Over 100 social housing units approved for Cork City

Another 109 more social housing units are scheduled to be developed in the Cork city centre following a special City Council meeting last night.

Developments approved included White Street (43 units), Barrack Street (32 units), Blarney Street (25 units) and High Street (nine units).

Cork City Lord Mayor, Cllr Tony Fitzgerald said: “These schemes will provide much needed homes to families, lead to the upgrading of derelict and underutilised inner city sites, bring greater vibrancy to communities and are located near quality transport links and existing city centre facilities”.

Housing and Community Director of Services, Valerie O’Sullivan said: “From now on, the construction of high quality apartment homes will need to be a large part of the sustainable solution to the housing crisis in city centre locations. In our response here in Cork, we are actively seeking solutions in urban site assembly as part of the Rebuilding Ireland Government initiative”.

“We have listened carefully and the feedback and concerns from the submissions was considered and taken on board. Indeed, many submissions give a very positive welcome for these developments as advertised.

“This engagement has resulted in further significant and positive changes to the designs and layouts of the advertised applications in some cases, which is great to see.

“Also, in addition to consultation carried out to date, a site-specific Construction Management Plan and a comprehensive Stakeholder Engagement Plan will require to be submitted to the Housing & Community Directorate in the case of all schemes before construction can commence,” said Valerie O’Sullivan.

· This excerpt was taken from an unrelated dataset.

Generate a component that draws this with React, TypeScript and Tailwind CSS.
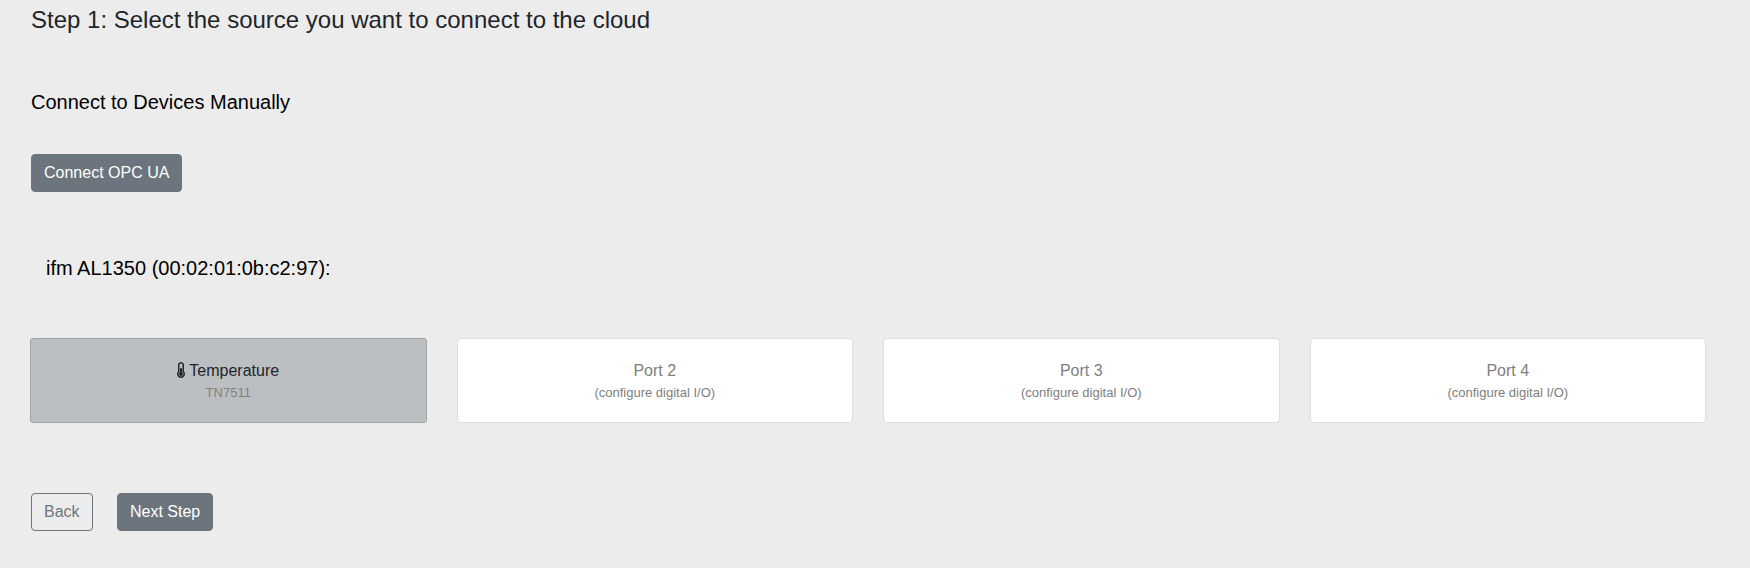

According to the City Council, the architectural design concepts of the proposed developments have been considered in the context of the surrounding properties and the significant urban characteristics of the city.

The developments are the result of a lengthy process involving the project architectural design teams and various city council departments as well as being assessed by an expert panel and approved by the City Architect and the Architectural Inspectorate of the Department of Housing, Planning, Community and Local Government.